═══ Given material ═══

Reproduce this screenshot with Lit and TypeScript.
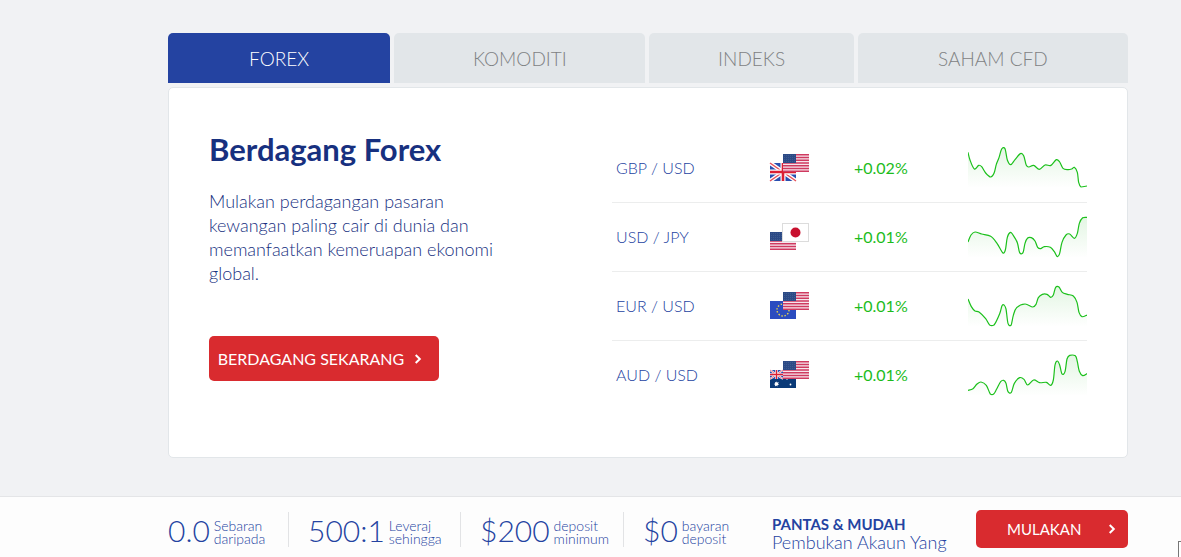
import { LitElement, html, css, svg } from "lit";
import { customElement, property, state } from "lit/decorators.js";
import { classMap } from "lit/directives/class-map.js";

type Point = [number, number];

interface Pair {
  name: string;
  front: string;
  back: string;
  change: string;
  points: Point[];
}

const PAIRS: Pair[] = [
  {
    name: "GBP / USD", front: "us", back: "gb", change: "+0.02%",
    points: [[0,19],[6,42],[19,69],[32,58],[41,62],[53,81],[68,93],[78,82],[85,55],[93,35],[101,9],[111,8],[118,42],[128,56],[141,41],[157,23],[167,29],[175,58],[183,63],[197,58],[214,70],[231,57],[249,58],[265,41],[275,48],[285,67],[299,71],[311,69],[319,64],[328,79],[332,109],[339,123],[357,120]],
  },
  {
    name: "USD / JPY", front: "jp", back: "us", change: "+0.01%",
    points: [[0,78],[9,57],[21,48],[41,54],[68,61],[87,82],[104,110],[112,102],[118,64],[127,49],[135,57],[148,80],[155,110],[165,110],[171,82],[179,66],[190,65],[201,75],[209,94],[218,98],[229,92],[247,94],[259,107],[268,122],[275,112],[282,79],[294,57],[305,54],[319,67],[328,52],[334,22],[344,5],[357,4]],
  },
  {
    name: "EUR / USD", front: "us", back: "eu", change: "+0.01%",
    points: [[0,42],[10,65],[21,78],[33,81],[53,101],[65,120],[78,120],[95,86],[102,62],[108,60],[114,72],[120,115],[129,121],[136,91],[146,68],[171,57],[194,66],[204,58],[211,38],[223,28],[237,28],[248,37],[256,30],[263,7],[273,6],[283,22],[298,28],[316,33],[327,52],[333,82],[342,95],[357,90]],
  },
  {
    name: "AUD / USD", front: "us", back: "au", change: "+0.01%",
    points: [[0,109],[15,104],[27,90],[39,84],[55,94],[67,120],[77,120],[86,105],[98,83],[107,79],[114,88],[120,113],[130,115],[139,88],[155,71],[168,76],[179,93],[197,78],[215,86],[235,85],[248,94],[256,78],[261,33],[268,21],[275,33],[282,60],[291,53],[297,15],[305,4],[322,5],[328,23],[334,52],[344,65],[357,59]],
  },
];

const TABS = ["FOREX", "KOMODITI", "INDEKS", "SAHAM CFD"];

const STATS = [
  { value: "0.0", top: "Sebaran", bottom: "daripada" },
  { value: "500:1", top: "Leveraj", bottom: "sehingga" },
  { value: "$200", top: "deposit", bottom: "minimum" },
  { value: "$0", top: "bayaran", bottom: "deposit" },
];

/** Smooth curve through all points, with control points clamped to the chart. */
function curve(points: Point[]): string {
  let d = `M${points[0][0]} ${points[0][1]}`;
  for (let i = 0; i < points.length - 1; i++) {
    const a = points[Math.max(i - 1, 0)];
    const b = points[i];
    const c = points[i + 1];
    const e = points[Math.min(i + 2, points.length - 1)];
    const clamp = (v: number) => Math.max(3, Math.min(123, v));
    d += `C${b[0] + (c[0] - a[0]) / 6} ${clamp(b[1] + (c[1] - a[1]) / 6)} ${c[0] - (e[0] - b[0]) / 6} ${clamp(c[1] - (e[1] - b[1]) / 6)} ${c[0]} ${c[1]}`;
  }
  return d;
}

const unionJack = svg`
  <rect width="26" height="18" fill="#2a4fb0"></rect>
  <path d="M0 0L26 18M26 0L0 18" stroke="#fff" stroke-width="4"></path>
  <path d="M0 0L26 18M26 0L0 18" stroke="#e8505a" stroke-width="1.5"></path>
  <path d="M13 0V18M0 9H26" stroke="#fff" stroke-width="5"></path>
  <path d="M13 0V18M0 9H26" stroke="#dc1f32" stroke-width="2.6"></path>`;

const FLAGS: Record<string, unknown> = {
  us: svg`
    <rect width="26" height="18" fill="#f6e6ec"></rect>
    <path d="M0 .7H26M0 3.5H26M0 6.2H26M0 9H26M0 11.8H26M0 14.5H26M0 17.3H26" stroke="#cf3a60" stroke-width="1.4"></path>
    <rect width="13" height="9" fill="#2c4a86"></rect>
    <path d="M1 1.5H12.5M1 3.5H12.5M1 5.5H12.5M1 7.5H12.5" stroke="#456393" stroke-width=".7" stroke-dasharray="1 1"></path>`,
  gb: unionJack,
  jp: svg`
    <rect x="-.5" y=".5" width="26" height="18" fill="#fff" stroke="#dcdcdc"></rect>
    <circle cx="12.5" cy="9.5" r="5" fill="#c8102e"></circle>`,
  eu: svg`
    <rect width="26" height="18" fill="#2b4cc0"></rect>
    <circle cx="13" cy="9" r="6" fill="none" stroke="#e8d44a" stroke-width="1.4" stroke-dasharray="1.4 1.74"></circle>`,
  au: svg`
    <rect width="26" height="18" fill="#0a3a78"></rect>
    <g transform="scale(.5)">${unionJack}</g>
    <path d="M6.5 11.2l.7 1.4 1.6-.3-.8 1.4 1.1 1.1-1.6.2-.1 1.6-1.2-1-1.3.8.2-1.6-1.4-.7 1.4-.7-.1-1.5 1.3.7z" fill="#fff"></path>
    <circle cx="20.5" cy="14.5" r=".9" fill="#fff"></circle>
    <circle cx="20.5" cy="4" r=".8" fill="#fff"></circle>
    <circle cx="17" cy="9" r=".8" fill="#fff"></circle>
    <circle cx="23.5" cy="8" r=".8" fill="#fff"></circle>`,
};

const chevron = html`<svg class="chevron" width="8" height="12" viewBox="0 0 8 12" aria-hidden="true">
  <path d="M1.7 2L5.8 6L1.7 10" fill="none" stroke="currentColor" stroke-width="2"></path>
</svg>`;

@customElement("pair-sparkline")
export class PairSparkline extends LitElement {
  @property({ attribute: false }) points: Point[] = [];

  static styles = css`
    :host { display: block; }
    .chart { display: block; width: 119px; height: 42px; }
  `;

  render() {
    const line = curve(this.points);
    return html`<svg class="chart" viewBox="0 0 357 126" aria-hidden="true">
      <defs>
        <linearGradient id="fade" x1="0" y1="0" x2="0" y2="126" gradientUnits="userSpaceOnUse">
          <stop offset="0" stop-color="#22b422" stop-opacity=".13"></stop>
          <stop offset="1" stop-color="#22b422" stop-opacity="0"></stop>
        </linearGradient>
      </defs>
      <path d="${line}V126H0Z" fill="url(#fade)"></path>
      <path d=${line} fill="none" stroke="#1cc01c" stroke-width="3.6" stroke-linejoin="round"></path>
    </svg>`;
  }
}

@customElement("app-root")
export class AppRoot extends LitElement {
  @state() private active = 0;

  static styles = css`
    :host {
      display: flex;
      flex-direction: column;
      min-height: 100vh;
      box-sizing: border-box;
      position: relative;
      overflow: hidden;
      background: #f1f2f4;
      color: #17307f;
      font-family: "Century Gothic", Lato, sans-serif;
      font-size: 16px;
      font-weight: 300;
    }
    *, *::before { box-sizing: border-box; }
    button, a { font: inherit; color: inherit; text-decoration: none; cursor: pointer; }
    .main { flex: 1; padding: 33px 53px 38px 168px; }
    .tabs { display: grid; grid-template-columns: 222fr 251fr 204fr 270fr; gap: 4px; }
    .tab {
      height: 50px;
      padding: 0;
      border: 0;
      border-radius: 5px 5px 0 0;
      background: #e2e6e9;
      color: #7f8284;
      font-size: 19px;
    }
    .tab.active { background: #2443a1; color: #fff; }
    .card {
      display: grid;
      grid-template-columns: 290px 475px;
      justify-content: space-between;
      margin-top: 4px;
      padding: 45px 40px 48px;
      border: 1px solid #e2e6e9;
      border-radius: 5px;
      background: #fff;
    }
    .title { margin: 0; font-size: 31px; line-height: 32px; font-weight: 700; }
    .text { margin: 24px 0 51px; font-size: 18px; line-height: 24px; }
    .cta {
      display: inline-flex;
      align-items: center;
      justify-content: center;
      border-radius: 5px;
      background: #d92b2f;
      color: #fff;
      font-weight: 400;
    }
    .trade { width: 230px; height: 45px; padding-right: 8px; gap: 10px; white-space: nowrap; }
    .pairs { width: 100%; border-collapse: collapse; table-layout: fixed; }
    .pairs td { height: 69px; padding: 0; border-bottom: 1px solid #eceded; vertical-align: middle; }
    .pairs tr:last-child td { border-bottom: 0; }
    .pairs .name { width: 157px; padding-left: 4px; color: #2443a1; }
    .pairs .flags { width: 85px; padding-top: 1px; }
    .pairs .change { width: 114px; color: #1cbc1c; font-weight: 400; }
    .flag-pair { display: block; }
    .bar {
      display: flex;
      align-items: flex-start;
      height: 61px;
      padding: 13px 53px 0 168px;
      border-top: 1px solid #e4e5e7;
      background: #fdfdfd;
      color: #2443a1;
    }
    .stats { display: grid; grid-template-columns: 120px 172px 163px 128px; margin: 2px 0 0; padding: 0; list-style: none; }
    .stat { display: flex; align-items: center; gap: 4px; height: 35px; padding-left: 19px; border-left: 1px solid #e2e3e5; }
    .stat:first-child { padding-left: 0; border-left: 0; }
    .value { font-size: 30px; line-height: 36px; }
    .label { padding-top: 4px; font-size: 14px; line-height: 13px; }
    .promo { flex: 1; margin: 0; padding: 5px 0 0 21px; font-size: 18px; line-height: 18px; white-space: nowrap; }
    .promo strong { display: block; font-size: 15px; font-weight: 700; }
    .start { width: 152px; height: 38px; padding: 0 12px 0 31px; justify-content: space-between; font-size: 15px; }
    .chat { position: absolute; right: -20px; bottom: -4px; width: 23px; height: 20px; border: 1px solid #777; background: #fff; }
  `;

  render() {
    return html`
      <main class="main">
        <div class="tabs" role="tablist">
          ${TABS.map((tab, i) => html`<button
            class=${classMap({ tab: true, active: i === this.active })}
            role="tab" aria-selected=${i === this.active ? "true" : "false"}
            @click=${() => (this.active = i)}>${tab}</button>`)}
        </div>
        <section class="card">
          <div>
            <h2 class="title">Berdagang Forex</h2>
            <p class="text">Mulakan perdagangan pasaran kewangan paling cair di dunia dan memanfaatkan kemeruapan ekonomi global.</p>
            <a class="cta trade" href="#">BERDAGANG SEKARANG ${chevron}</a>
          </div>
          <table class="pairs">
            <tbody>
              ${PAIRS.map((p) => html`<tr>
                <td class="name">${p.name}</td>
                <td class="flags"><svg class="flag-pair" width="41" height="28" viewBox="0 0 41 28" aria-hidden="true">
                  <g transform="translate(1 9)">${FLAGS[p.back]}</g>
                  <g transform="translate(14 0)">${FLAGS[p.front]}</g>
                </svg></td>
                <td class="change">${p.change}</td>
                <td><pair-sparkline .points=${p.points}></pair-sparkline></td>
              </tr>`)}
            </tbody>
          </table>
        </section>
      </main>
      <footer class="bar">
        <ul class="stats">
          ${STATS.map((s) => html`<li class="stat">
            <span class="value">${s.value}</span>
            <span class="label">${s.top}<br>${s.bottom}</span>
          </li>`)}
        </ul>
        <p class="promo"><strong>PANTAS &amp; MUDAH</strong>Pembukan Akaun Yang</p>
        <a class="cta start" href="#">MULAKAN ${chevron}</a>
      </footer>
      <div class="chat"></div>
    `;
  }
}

═══

- **Problem description**:
Identify each line of the material where the word "with" shows up, and copy it.

- **Task answer**:
Reproduce this screenshot with Lit and TypeScript.
/** Smooth curve through all points, with control points clamped to the chart. */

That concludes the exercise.